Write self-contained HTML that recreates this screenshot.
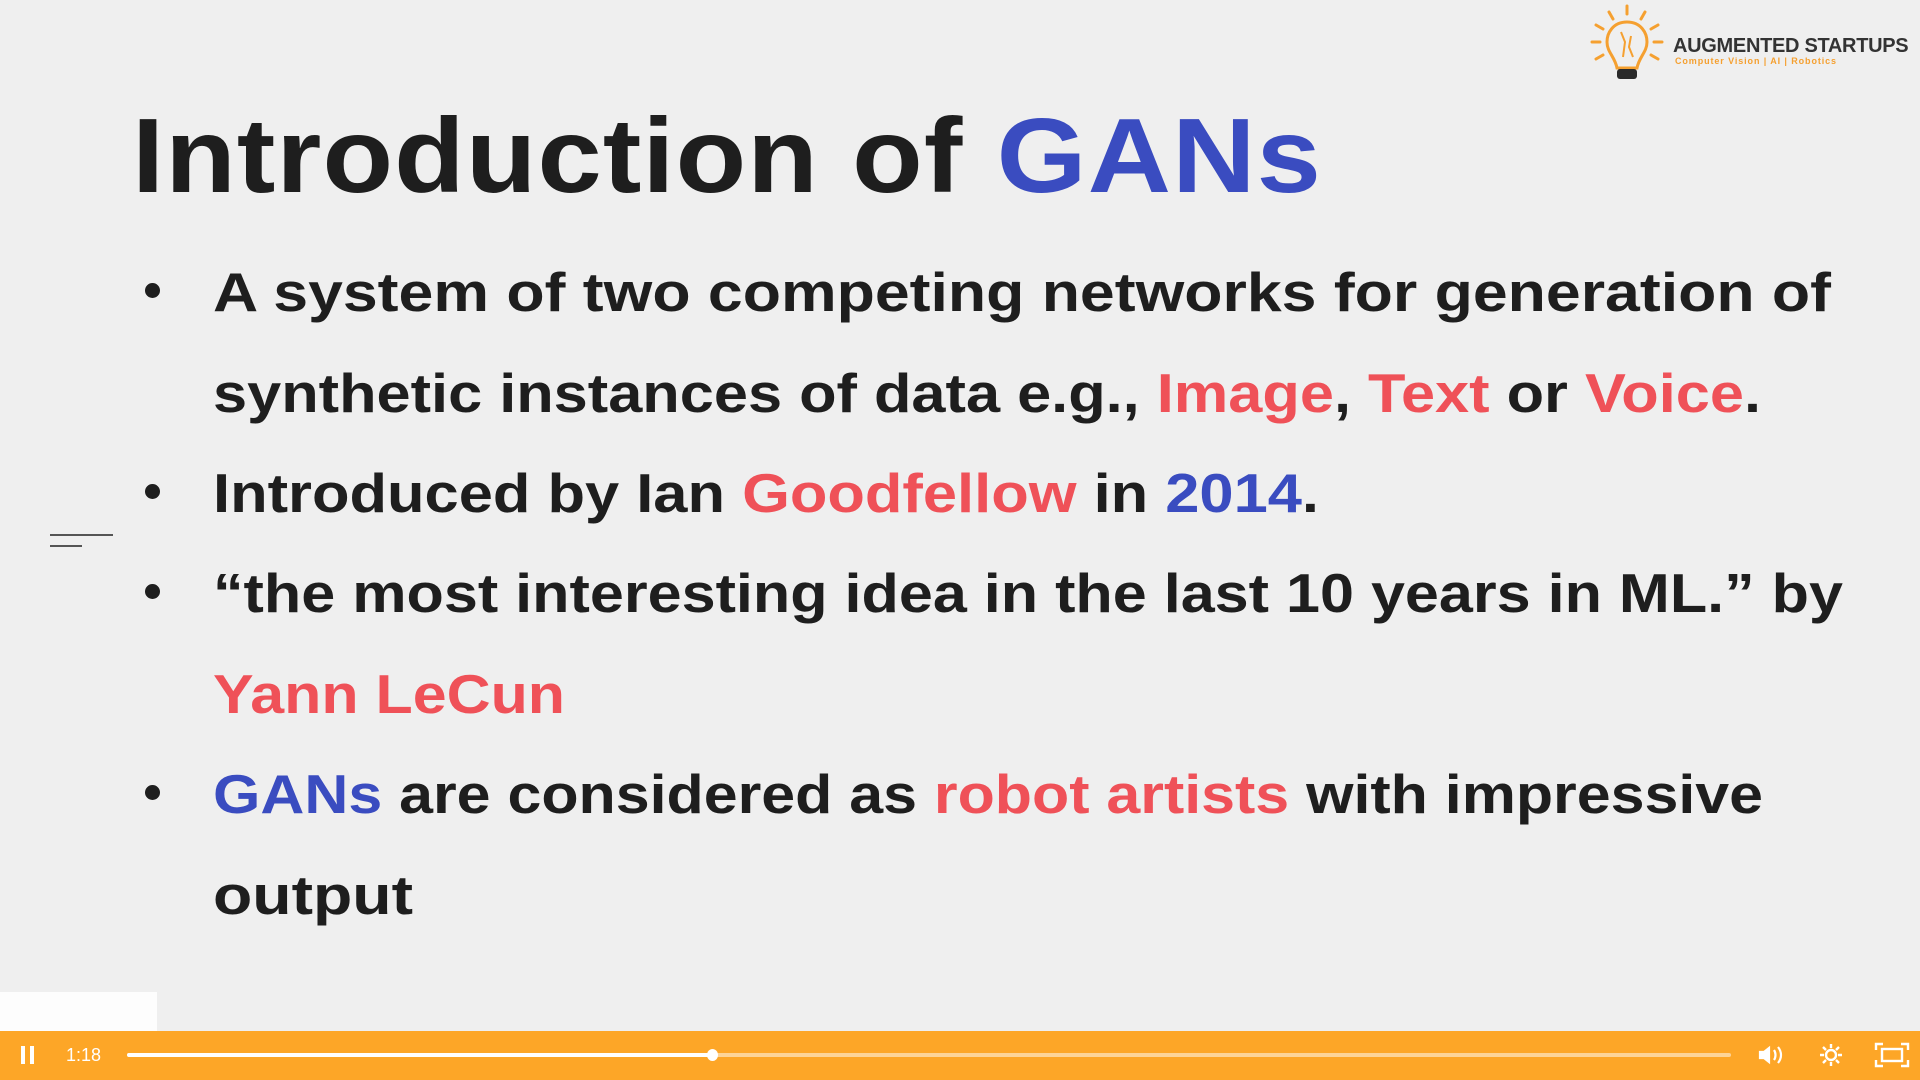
<!DOCTYPE html>
<html><head><meta charset="utf-8"><style>
*{margin:0;padding:0;box-sizing:border-box}
body{width:1920px;height:1080px;overflow:hidden;background:#efefef;position:relative;font-family:"Liberation Sans",sans-serif;font-weight:bold;color:#1e1e1e}
.l{position:absolute;white-space:nowrap;transform-origin:0 0}
.r{color:#ef5158}.b{color:#3a4cc0}
.dot{position:absolute;left:145px;width:15px;height:15px;border-radius:50%;background:#1e1e1e}
.t{font-size:55px;line-height:1}
</style></head><body>
<div class="l" id="title" data-w="1190" style="left:132px;top:103px;font-size:106px;line-height:1;letter-spacing:1px">Introduction of <span class="b">GANs</span></div>

<div class="dot" style="top:283px"></div>
<div class="dot" style="top:484px"></div>
<div class="dot" style="top:584px"></div>
<div class="dot" style="top:785px"></div>

<div class="l t" data-w="1618" style="left:213px;top:265px">A system of two competing networks for generation of</div>
<div class="l t" data-w="1548" style="left:213px;top:366px">synthetic instances of data e.g., <span class="r">Image</span>, <span class="r">Text</span> or <span class="r">Voice</span>.</div>
<div class="l t" data-w="1106" style="left:213px;top:466px">Introduced by Ian <span class="r">Goodfellow</span> in <span class="b">2014</span>.</div>
<div class="l t" data-w="1630" style="left:213px;top:566px">“the most interesting idea in the last 10 years in ML.” by</div>
<div class="l t r" data-w="352" style="left:213px;top:667px">Yann LeCun</div>
<div class="l t" data-w="1550" style="left:213px;top:767px"><span class="b">GANs</span> are considered as <span class="r">robot artists</span> with impressive</div>
<div class="l t" data-w="200" style="left:213px;top:868px">output</div>

<div style="position:absolute;left:50px;top:534px;width:63px;height:2px;background:#555"></div>
<div style="position:absolute;left:50px;top:545px;width:32px;height:2px;background:#555"></div>

<svg style="position:absolute;left:1585px;top:2px" width="90" height="86" viewBox="0 0 90 86">
<g stroke="#f5a030" stroke-width="3" stroke-linecap="round">
<line x1="42" y1="4" x2="42" y2="12"/><line x1="24" y1="10" x2="28" y2="17"/><line x1="60" y1="10" x2="56" y2="17"/>
<line x1="11" y1="23" x2="18" y2="27"/><line x1="73" y1="23" x2="66" y2="27"/><line x1="7" y1="40" x2="15" y2="40"/><line x1="77" y1="40" x2="69" y2="40"/>
<line x1="11" y1="57" x2="18" y2="53"/><line x1="73" y1="57" x2="66" y2="53"/></g>
<path d="M42 20 C28 20 22 31 22 40 C22 50 30 55 32 66 L52 66 C54 55 62 50 62 40 C62 31 56 20 42 20Z" fill="none" stroke="#f5a030" stroke-width="3"/>
<path d="M36 30 L40 40 L38 55 M46 34 L44 45 L48 55" stroke="#f5a030" stroke-width="2" fill="none"/>
<rect x="32" y="67" width="20" height="10" rx="3" fill="#2a2a2a"/>
</svg>
<div class="l" style="left:1673px;top:35px;font-size:20px;color:#333;letter-spacing:-0.3px">AUGMENTED STARTUPS</div>
<div class="l" style="left:1675px;top:56px;font-size:9px;color:#f5a030;letter-spacing:0.9px">Computer Vision | AI | Robotics</div>

<div style="position:absolute;left:0;top:992px;width:157px;height:40px;background:#fdfdfd"></div>

<div style="position:absolute;left:0;top:1031px;width:1920px;height:49px;background:#fda627"></div>
<div style="position:absolute;left:21px;top:1046px;width:4px;height:18px;background:#fff"></div>
<div style="position:absolute;left:30px;top:1046px;width:4px;height:18px;background:#fff"></div>
<div class="l" style="left:66px;top:1045px;font-size:18px;color:#fff;font-weight:normal">1:18</div>
<div style="position:absolute;left:127px;top:1053px;width:1604px;height:4px;background:#fdd497;border-radius:2px"></div>
<div style="position:absolute;left:127px;top:1053px;width:586px;height:4px;background:#fff;border-radius:2px"></div>
<div style="position:absolute;left:707px;top:1049px;width:11px;height:12px;border-radius:50%;background:#fff"></div>
<svg style="position:absolute;left:1758px;top:1043px" width="30" height="24" viewBox="0 0 30 24" fill="none" stroke="#fff" stroke-width="2.2"><path d="M2 9h4l5-4v14l-5-4H2z" fill="#fff"/><path d="M16 7c2 3 2 7 0 10M20 4c4 5 4 11 0 16"/></svg>
<svg style="position:absolute;left:1818px;top:1042px" width="26" height="26" viewBox="0 0 26 26" fill="none" stroke="#fff" stroke-width="2.4"><circle cx="13" cy="13" r="5"/><path d="M13 2v4M13 20v4M2 13h4M20 13h4M5 5l3 3M18 18l3 3M5 21l3-3M18 8l3-3"/></svg>
<svg style="position:absolute;left:1874px;top:1042px" width="36" height="26" viewBox="0 0 36 26" fill="none" stroke="#fff" stroke-width="2.4"><path d="M2 8V2h7M27 2h7v6M34 18v6h-7M9 24H2v-6"/><rect x="8" y="7" width="20" height="12"/></svg>

<script>
document.querySelectorAll('[data-w]').forEach(e=>{var w=+e.dataset.w,c=e.getBoundingClientRect().width;if(c>0)e.style.transform='scaleX('+(w/c)+')';});
</script>
</body></html>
......
## EXERCISE TASK:
Return the listing above in full and without alteration, excluding its pictures.

## ANSWER FOR THIS EXERCISE:
Write self-contained HTML that recreates this screenshot.
<!DOCTYPE html>
<html><head><meta charset="utf-8"><style>
*{margin:0;padding:0;box-sizing:border-box}
body{width:1920px;height:1080px;overflow:hidden;background:#efefef;position:relative;font-family:"Liberation Sans",sans-serif;font-weight:bold;color:#1e1e1e}
.l{position:absolute;white-space:nowrap;transform-origin:0 0}
.r{color:#ef5158}.b{color:#3a4cc0}
.dot{position:absolute;left:145px;width:15px;height:15px;border-radius:50%;background:#1e1e1e}
.t{font-size:55px;line-height:1}
</style></head><body>
<div class="l" id="title" data-w="1190" style="left:132px;top:103px;font-size:106px;line-height:1;letter-spacing:1px">Introduction of <span class="b">GANs</span></div>

<div class="dot" style="top:283px"></div>
<div class="dot" style="top:484px"></div>
<div class="dot" style="top:584px"></div>
<div class="dot" style="top:785px"></div>

<div class="l t" data-w="1618" style="left:213px;top:265px">A system of two competing networks for generation of</div>
<div class="l t" data-w="1548" style="left:213px;top:366px">synthetic instances of data e.g., <span class="r">Image</span>, <span class="r">Text</span> or <span class="r">Voice</span>.</div>
<div class="l t" data-w="1106" style="left:213px;top:466px">Introduced by Ian <span class="r">Goodfellow</span> in <span class="b">2014</span>.</div>
<div class="l t" data-w="1630" style="left:213px;top:566px">“the most interesting idea in the last 10 years in ML.” by</div>
<div class="l t r" data-w="352" style="left:213px;top:667px">Yann LeCun</div>
<div class="l t" data-w="1550" style="left:213px;top:767px"><span class="b">GANs</span> are considered as <span class="r">robot artists</span> with impressive</div>
<div class="l t" data-w="200" style="left:213px;top:868px">output</div>

<div style="position:absolute;left:50px;top:534px;width:63px;height:2px;background:#555"></div>
<div style="position:absolute;left:50px;top:545px;width:32px;height:2px;background:#555"></div>

<svg style="position:absolute;left:1585px;top:2px" width="90" height="86" viewBox="0 0 90 86">
<g stroke="#f5a030" stroke-width="3" stroke-linecap="round">
<line x1="42" y1="4" x2="42" y2="12"/><line x1="24" y1="10" x2="28" y2="17"/><line x1="60" y1="10" x2="56" y2="17"/>
<line x1="11" y1="23" x2="18" y2="27"/><line x1="73" y1="23" x2="66" y2="27"/><line x1="7" y1="40" x2="15" y2="40"/><line x1="77" y1="40" x2="69" y2="40"/>
<line x1="11" y1="57" x2="18" y2="53"/><line x1="73" y1="57" x2="66" y2="53"/></g>
<path d="M42 20 C28 20 22 31 22 40 C22 50 30 55 32 66 L52 66 C54 55 62 50 62 40 C62 31 56 20 42 20Z" fill="none" stroke="#f5a030" stroke-width="3"/>
<path d="M36 30 L40 40 L38 55 M46 34 L44 45 L48 55" stroke="#f5a030" stroke-width="2" fill="none"/>
<rect x="32" y="67" width="20" height="10" rx="3" fill="#2a2a2a"/>
</svg>
<div class="l" style="left:1673px;top:35px;font-size:20px;color:#333;letter-spacing:-0.3px">AUGMENTED STARTUPS</div>
<div class="l" style="left:1675px;top:56px;font-size:9px;color:#f5a030;letter-spacing:0.9px">Computer Vision | AI | Robotics</div>

<div style="position:absolute;left:0;top:992px;width:157px;height:40px;background:#fdfdfd"></div>

<div style="position:absolute;left:0;top:1031px;width:1920px;height:49px;background:#fda627"></div>
<div style="position:absolute;left:21px;top:1046px;width:4px;height:18px;background:#fff"></div>
<div style="position:absolute;left:30px;top:1046px;width:4px;height:18px;background:#fff"></div>
<div class="l" style="left:66px;top:1045px;font-size:18px;color:#fff;font-weight:normal">1:18</div>
<div style="position:absolute;left:127px;top:1053px;width:1604px;height:4px;background:#fdd497;border-radius:2px"></div>
<div style="position:absolute;left:127px;top:1053px;width:586px;height:4px;background:#fff;border-radius:2px"></div>
<div style="position:absolute;left:707px;top:1049px;width:11px;height:12px;border-radius:50%;background:#fff"></div>
<svg style="position:absolute;left:1758px;top:1043px" width="30" height="24" viewBox="0 0 30 24" fill="none" stroke="#fff" stroke-width="2.2"><path d="M2 9h4l5-4v14l-5-4H2z" fill="#fff"/><path d="M16 7c2 3 2 7 0 10M20 4c4 5 4 11 0 16"/></svg>
<svg style="position:absolute;left:1818px;top:1042px" width="26" height="26" viewBox="0 0 26 26" fill="none" stroke="#fff" stroke-width="2.4"><circle cx="13" cy="13" r="5"/><path d="M13 2v4M13 20v4M2 13h4M20 13h4M5 5l3 3M18 18l3 3M5 21l3-3M18 8l3-3"/></svg>
<svg style="position:absolute;left:1874px;top:1042px" width="36" height="26" viewBox="0 0 36 26" fill="none" stroke="#fff" stroke-width="2.4"><path d="M2 8V2h7M27 2h7v6M34 18v6h-7M9 24H2v-6"/><rect x="8" y="7" width="20" height="12"/></svg>

<script>
document.querySelectorAll('[data-w]').forEach(e=>{var w=+e.dataset.w,c=e.getBoundingClientRect().width;if(c>0)e.style.transform='scaleX('+(w/c)+')';});
</script>
</body></html>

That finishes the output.